The statistical tests are clearly doing their job and the catalog data is not a uniform function of time (day of week or otherwise) and careful p-value analysis used in hypothesis testing is not necessarily uninterpretable as suggested by Vermeesch. The apparent non-uniformity appears to be contamination of the earthquake catalog used by Vermeesch by aftershocks from a large earthquake (or earthquakes). Therefore, the explanation of this non-uniformity may indeed be a non-geological one as suggested by Vermeesch or is it? Would the data appear to be uniform if we attempted to remove all aftershocks from the Great Sumatra earthquake and others that occurred over this ten-year time span? We don’t know the answer to this and suspect that it will not be. It also points out to the importance of exploratory data analysis prior to performing any statistical hypothesis testing.
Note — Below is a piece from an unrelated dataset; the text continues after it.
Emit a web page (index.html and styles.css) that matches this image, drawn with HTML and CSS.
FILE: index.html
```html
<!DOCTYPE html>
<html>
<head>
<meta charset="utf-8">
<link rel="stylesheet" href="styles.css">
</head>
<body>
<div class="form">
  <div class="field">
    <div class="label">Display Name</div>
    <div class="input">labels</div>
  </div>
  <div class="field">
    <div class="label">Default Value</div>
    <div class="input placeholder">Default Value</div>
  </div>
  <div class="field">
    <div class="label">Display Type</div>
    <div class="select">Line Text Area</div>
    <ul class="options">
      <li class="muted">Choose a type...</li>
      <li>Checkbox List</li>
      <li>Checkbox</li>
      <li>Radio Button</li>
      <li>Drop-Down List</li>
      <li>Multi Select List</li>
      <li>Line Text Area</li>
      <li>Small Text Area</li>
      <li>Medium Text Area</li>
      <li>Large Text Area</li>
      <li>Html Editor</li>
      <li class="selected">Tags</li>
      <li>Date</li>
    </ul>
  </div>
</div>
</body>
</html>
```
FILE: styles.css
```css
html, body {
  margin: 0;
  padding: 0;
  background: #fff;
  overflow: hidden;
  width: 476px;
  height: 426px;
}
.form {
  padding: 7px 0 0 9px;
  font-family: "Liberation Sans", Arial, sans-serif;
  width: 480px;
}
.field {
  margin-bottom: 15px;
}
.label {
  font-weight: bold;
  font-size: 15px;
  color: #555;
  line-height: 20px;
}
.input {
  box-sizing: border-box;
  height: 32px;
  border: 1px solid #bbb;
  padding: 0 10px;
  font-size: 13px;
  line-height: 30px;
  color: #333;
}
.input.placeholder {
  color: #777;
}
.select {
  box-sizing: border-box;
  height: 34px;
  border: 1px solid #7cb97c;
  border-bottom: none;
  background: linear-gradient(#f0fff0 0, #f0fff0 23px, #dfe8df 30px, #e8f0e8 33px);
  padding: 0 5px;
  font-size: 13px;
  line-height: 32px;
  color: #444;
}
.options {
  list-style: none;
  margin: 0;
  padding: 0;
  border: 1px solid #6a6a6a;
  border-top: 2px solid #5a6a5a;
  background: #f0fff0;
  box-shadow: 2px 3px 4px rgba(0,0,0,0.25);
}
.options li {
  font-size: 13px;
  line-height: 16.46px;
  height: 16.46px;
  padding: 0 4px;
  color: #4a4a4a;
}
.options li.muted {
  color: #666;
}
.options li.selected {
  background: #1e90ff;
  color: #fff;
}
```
Results of Kolmogorov-Smirnov test for temporal uniformity of earthquake catalog dataset

Figure S3. Results of Kolmogorov-Smirnov test for temporal uniformity of earthquake catalog dataset. The blue line is the empirical (observed) cumulative distribution from the catalog data and the red line is what would be predicted giving a distribution that is uniform in epoch time in seconds. The null hypothesis for uniformity is rejected. Vertical magenta line corresponds to day of magnitude 9.1 Sumatra Earthquake of December 26, 2004.

References

Anderson, D.N., D.K. Fagan, M.A. Tinker, G.D. Kraft, and K.D. Hutchenson, A mathematical statistics formulation of the teleseismic explosion identification problem with multiple discriminants, Bull. Seism. Soc. Am., 97, 1730–1741, 2007.

Fisher, N.I., Statistical Analysis of Circular Data, Cambridge University Press, Cambridge, UK, 1995.
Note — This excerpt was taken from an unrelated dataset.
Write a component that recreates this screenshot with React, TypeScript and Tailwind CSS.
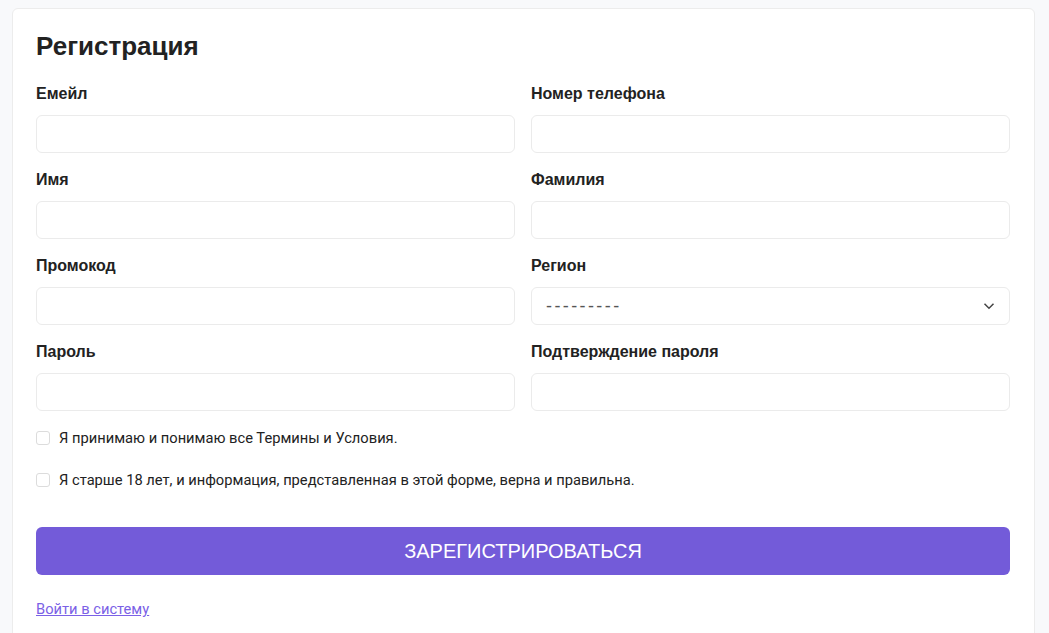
import { useState } from 'react';

const fields: ReadonlyArray<{ left: string; right: string; select?: boolean; password?: boolean }> = [
  { left: 'Емейл', right: 'Номер телефона' },
  { left: 'Имя', right: 'Фамилия' },
  { left: 'Промокод', right: 'Регион', select: true },
  { left: 'Пароль', right: 'Подтверждение пароля', password: true },
];

const inputClass =
  'block w-full h-[38px] rounded-md border border-[#ebebeb] bg-white px-[14px] text-[16px] text-[#444] outline-none';

function Field({ label, children }: { label: string; children: React.ReactNode }): React.ReactElement {
  return (
    <div className="pb-[15px]">
      <label className="block h-6 leading-6 text-[16px] font-bold text-[#222]">{label}</label>
      <div className="mt-[9px]">{children}</div>
    </div>
  );
}

function Check({ text }: { text: string }): React.ReactElement {
  const [checked, setChecked] = useState(false);
  return (
    <label className="flex items-center gap-[9px] h-5 cursor-pointer">
      <input
        type="checkbox"
        checked={checked}
        onChange={(e) => setChecked(e.target.checked)}
        className="appearance-none w-[14px] h-[14px] rounded-[3px] border border-[#dcdcdc] bg-white shrink-0"
      />
      <span className="text-[14.7px] text-[#222] font-['Roboto',sans-serif]">{text}</span>
    </label>
  );
}

export default function App(): React.ReactElement {
  return (
    <div className="min-h-screen bg-[#f8f9fb] pt-2 pl-3 pr-[14px] font-['Liberation_Sans',Arial,sans-serif]">
      <div className="bg-white border border-[#ececec] rounded-md pl-[23px] pr-6 pt-6 pb-10 min-h-[640px]">
        <h1 className="text-[26px] leading-8 font-bold text-[#222] -mt-[3px]">Регистрация</h1>

        <div className="grid grid-cols-2 gap-x-4 mt-5">
          {fields.map((f) => (
            <div key={f.left} className="contents">
              <Field label={f.left}>
                <input type={f.password ? 'password' : 'text'} className={inputClass} />
              </Field>
              <Field label={f.right}>
                {f.select ? (
                  <div className="relative">
                    <select
                      className={`${inputClass} appearance-none text-[18px] tracking-[2.4px] text-[#555]`}
                      defaultValue=""
                    >
                      <option value="">---------</option>
                    </select>
                    <svg
                      className="absolute right-[15px] top-1/2 -translate-y-1/2 pointer-events-none"
                      width="12"
                      height="8"
                      viewBox="0 0 12 8"
                      fill="none"
                      stroke="#444"
                      strokeWidth="1.5"
                    >
                      <path d="M1.5 1.8 6 6.2l4.5-4.4" />
                    </svg>
                  </div>
                ) : (
                  <input type={f.password ? 'password' : 'text'} className={inputClass} />
                )}
              </Field>
            </div>
          ))}
        </div>

        <div className="mt-[2px] flex flex-col gap-[22px]">
          <Check text="Я принимаю и понимаю все Термины и Условия." />
          <Check text="Я старше 18 лет, и информация, представленная в этой форме, верна и правильна." />
        </div>

        <button
          type="button"
          className="mt-[37px] w-full h-12 rounded-md bg-[#735bd9] text-white text-[20px] uppercase"
        >
          Зарегистрироваться
        </button>

        <div className="mt-6 h-5 leading-5">
          <a href="#" className="text-[14.7px] text-[#7b61e6] underline font-['Roboto',sans-serif]">
            Войти в систему
          </a>
        </div>
      </div>
    </div>
  );
}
Rohatgi, V.K., An Introduction to Probability Theory and Mathematical Statistics, Wiley, New York, NY, 684pp, 1976.

Taylor, S.R., S. Arrowsmith, and D.N. Anderson, Detection of short-time transients from spectrograms using scan statistics, accepted by Bull. Seism. Soc. Am., 2010.

Taylor, S.R., p-value discriminants from two-dimensional MDAC misfit functions, submitted to Bull. Seism. Soc. Am., 2010.